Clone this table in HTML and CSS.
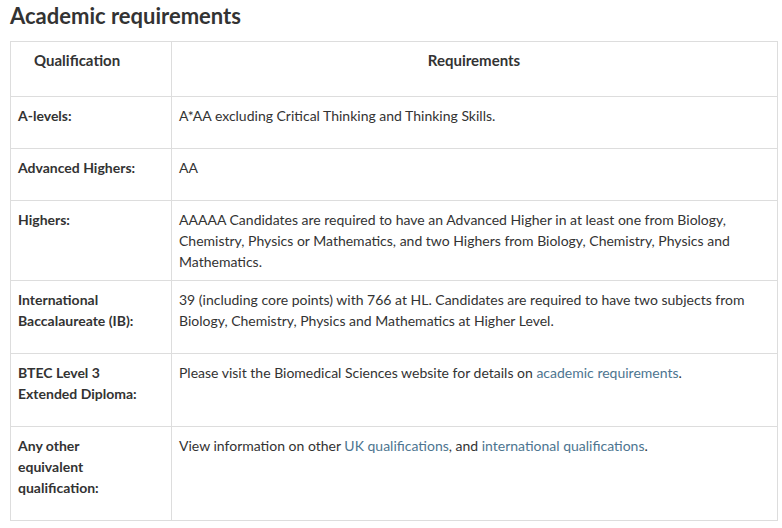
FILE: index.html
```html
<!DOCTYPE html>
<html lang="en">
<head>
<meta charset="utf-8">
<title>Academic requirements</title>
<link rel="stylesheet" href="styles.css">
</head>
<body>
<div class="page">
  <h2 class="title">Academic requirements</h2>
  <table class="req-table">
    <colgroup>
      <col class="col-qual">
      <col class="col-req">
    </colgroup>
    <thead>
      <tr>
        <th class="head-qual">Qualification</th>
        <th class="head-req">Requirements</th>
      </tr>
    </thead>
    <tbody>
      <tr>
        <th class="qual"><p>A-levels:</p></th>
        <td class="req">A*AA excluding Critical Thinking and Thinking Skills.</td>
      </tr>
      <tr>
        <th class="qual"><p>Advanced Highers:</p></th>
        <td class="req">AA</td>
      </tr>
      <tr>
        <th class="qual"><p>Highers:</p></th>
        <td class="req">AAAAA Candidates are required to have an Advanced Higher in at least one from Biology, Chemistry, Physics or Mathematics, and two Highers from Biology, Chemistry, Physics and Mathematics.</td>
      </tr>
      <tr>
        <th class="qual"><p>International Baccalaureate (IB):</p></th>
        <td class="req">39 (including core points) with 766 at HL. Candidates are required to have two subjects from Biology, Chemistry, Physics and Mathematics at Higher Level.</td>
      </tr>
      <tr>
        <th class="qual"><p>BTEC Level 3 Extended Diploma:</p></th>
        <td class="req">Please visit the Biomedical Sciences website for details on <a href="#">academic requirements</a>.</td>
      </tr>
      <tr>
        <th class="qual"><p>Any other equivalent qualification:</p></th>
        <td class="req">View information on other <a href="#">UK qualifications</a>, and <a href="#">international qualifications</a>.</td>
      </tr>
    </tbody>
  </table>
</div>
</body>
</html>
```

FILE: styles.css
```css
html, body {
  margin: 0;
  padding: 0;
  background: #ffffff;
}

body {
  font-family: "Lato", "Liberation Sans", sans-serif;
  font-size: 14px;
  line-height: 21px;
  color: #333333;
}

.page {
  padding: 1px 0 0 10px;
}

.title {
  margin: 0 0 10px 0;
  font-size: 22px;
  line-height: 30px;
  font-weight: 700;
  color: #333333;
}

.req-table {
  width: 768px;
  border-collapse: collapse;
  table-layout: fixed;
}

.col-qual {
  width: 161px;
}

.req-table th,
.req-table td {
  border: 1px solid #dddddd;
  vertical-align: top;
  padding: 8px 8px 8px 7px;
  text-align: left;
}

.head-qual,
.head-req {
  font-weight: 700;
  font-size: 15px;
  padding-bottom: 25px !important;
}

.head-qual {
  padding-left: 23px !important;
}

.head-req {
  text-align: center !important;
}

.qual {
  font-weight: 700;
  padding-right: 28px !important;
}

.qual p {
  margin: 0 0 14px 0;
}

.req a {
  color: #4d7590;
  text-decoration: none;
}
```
※ ※ ※
● EXERCISE
In your copy of the listing above, reproduce each line exactly and omit all pictures.

● SOLVED EXERCISE
Clone this table in HTML and CSS.
FILE: index.html
```html
<!DOCTYPE html>
<html lang="en">
<head>
<meta charset="utf-8">
<title>Academic requirements</title>
<link rel="stylesheet" href="styles.css">
</head>
<body>
<div class="page">
  <h2 class="title">Academic requirements</h2>
  <table class="req-table">
    <colgroup>
      <col class="col-qual">
      <col class="col-req">
    </colgroup>
    <thead>
      <tr>
        <th class="head-qual">Qualification</th>
        <th class="head-req">Requirements</th>
      </tr>
    </thead>
    <tbody>
      <tr>
        <th class="qual"><p>A-levels:</p></th>
        <td class="req">A*AA excluding Critical Thinking and Thinking Skills.</td>
      </tr>
      <tr>
        <th class="qual"><p>Advanced Highers:</p></th>
        <td class="req">AA</td>
      </tr>
      <tr>
        <th class="qual"><p>Highers:</p></th>
        <td class="req">AAAAA Candidates are required to have an Advanced Higher in at least one from Biology, Chemistry, Physics or Mathematics, and two Highers from Biology, Chemistry, Physics and Mathematics.</td>
      </tr>
      <tr>
        <th class="qual"><p>International Baccalaureate (IB):</p></th>
        <td class="req">39 (including core points) with 766 at HL. Candidates are required to have two subjects from Biology, Chemistry, Physics and Mathematics at Higher Level.</td>
      </tr>
      <tr>
        <th class="qual"><p>BTEC Level 3 Extended Diploma:</p></th>
        <td class="req">Please visit the Biomedical Sciences website for details on <a href="#">academic requirements</a>.</td>
      </tr>
      <tr>
        <th class="qual"><p>Any other equivalent qualification:</p></th>
        <td class="req">View information on other <a href="#">UK qualifications</a>, and <a href="#">international qualifications</a>.</td>
      </tr>
    </tbody>
  </table>
</div>
</body>
</html>
```

FILE: styles.css
```css
html, body {
  margin: 0;
  padding: 0;
  background: #ffffff;
}

body {
  font-family: "Lato", "Liberation Sans", sans-serif;
  font-size: 14px;
  line-height: 21px;
  color: #333333;
}

.page {
  padding: 1px 0 0 10px;
}

.title {
  margin: 0 0 10px 0;
  font-size: 22px;
  line-height: 30px;
  font-weight: 700;
  color: #333333;
}

.req-table {
  width: 768px;
  border-collapse: collapse;
  table-layout: fixed;
}

.col-qual {
  width: 161px;
}

.req-table th,
.req-table td {
  border: 1px solid #dddddd;
  vertical-align: top;
  padding: 8px 8px 8px 7px;
  text-align: left;
}

.head-qual,
.head-req {
  font-weight: 700;
  font-size: 15px;
  padding-bottom: 25px !important;
}

.head-qual {
  padding-left: 23px !important;
}

.head-req {
  text-align: center !important;
}

.qual {
  font-weight: 700;
  padding-right: 28px !important;
}

.qual p {
  margin: 0 0 14px 0;
}

.req a {
  color: #4d7590;
  text-decoration: none;
}
```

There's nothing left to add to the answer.